My Early Days with dbt: The Power of the Command Line and Community
My first foray into the world of SQL-based data transformation was with dbt. Coming from a world of complex, often opaque ETL tools, dbt was a breath of fresh air. The core idea was simple yet revolutionary: treat your data transformations as code. I loved the developer-centric workflow that dbt championed. I could write my data models in SQL, use Jinja for templating to keep my code DRY (Don’t Repeat Yourself), and manage my project’s dependencies with a simple ref() function. Version control with Git was a natural fit, allowing for collaborative development and CI/CD pipelines. The dbt community is another one of its superpowers. Whenever I ran into a problem, a quick search would almost always lead me to a helpful forum post, a blog article, or an open-source package that solved my exact issue. The ecosystem of pre-built tests and packages for everything from data quality checks to generating documentation is immense. For a data team that wants ultimate flexibility and control, and thrives on the command line, dbt is an incredibly powerful and versatile tool.

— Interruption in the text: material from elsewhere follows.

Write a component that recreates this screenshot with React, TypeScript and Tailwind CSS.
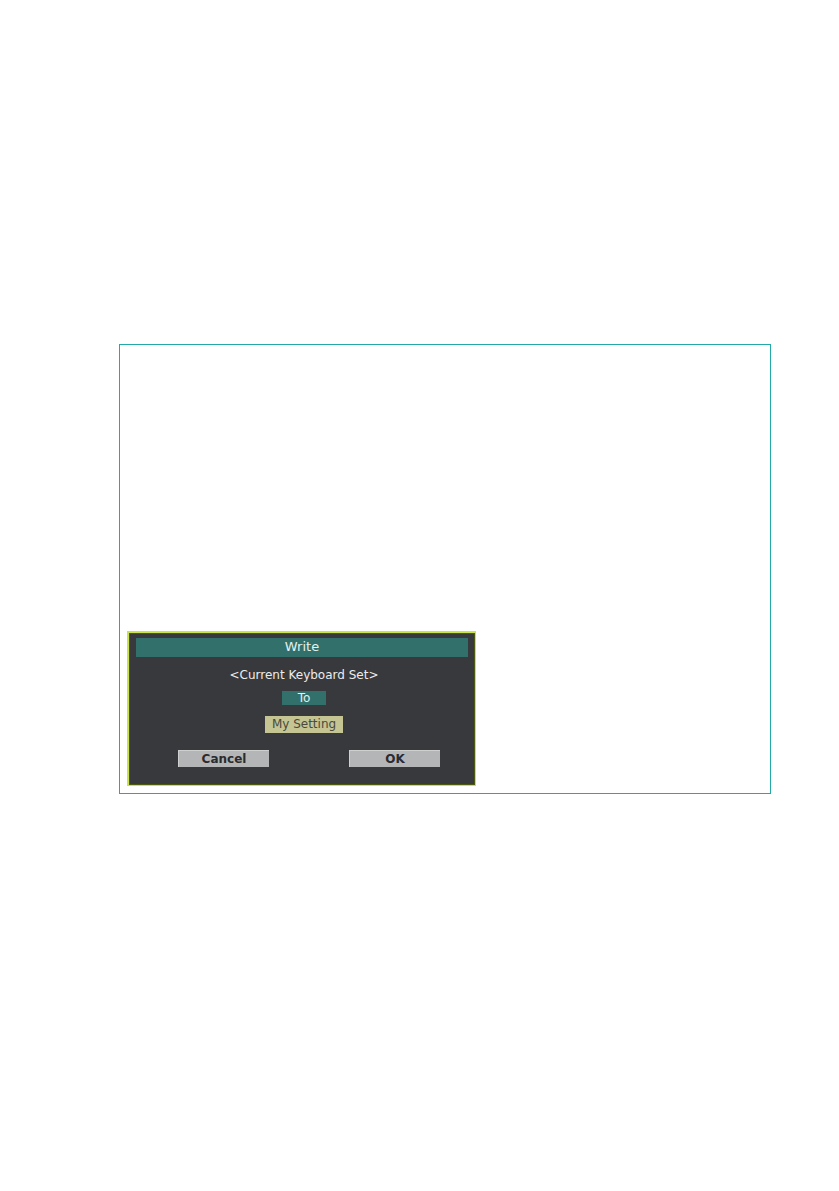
function WriteDialog() {
  return (
    <section
      role="dialog"
      aria-labelledby="write-title"
      className="w-full max-w-[349px] border-t-2 border-r border-b border-l-2 border-[#c8e44a] bg-[#38393c] px-[7px] pt-[5px] pb-[18px] text-[13px] leading-4 shadow-[inset_0_0_0_1px_#4c5a10]"
    >
      <h1 id="write-title" className="bg-[#32706c] pt-px pb-0.5 text-center text-[#e2f2f0]">
        Write
      </h1>
      <div className="flex flex-col items-center pt-[10px] pl-1">
        <p className="text-xs leading-4 text-[#ececec]">&lt;Current Keyboard Set&gt;</p>
        <p className="mt-2 bg-[#32706c] px-4 text-xs leading-[14px] text-[#e2f2f0]">To</p>
        <p className="mt-[11px] bg-[#c5c594] px-[7px] text-xs leading-[17px] text-[#49493c]">My Setting</p>
      </div>
      <div className="mt-[17px] flex justify-between pr-7 pl-[42px]">
        <button
          type="button"
          className="w-[91px] border-t border-l border-[#cfcfcf] bg-[#b4b5b6] text-xs leading-4 font-bold text-[#2b2b2e]"
        >
          Cancel
        </button>
        <button
          type="button"
          className="w-[91px] border-t border-l border-[#cfcfcf] bg-[#b4b5b6] text-xs leading-4 font-bold text-[#2b2b2e]"
        >
          OK
        </button>
      </div>
    </section>
  );
}

export default function App() {
  return (
    <main className="min-h-screen bg-white pt-[344px] pr-[68px] pl-[119px] font-['DejaVu_Sans',sans-serif]">
      <div className="border border-[#22a9a8] px-[7px] pt-[286px] pb-[7px]">
        <WriteDialog />
      </div>
    </main>
  );
}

My Experience with Dataform: A Seamless GCP Experience
More recently, I had the opportunity to work on a project that was heavily invested in the Google Cloud Platform (GCP). The data warehouse was BigQuery, our orchestration was Cloud Composer, and our data ingestion was handled by Cloud Data Fusion. In this environment, we decided to give Dataform a spin, and I was pleasantly surprised.
The most immediate advantage of Dataform is its deep integration with GCP. Being a Google product, it feels right at home within the GCP console. The web-based IDE is slick and intuitive, making it easy for new team members to get up and running without having to configure a local development environment.
One feature I particularly enjoyed in Dataform was the ability to write transformations in both SQLX (an extension of SQL) and JavaScript. For more complex logic, or for programmatically generating a series of similar models, using JavaScript was a clean and powerful alternative to wrestling with complex Jinja macros in dbt.
The visual representation of the DAG (Directed Acyclic Graph) within the Dataform UI is also excellent, making it very easy to understand the dependencies between your models. And because it’s a managed service within GCP, scheduling and running your transformation jobs is a seamless experience, tightly integrated with other GCP services.
The Verdict: It’s All About Context
So, which one do I prefer? The honest answer is: it depends entirely on the context of the project and the team.
I would lean towards dbt when:
Platform Agnosticism is Key: Your data stack spans multiple clouds or uses a data warehouse other than BigQuery (like Snowflake or Redshift). Your Team Loves the CLI: You have a team of data engineers who are comfortable with the command line and want maximum control over their development workflow. You Need the Power of the Community: You want to leverage the vast ecosystem of open-source packages and the extensive community support that dbt offers.
I find Dataform to be a great choice when:
You’re All-In on GCP: Your entire data stack resides within the Google Cloud Platform. The native integration is a significant advantage. You Prefer a Web-Based IDE: You want a more guided, visual development experience, especially for team members who are less comfortable with the command line. You Want to Leverage JavaScript for Transformations: You have complex transformation logic that would be cleaner to express in JavaScript than in Jinja.
Ultimately, both dbt and Dataform are fantastic tools that have revolutionized the way we approach data transformation. They both champion the principles of treating transformations as code, enabling better collaboration, testing, and documentation. The choice between them isn’t about which is “better” in a vacuum, but rather which is the better fit for your team’s workflow, your existing technology stack, and your long-term goals. Having experience with both has certainly made me a more well-rounded and adaptable data professional.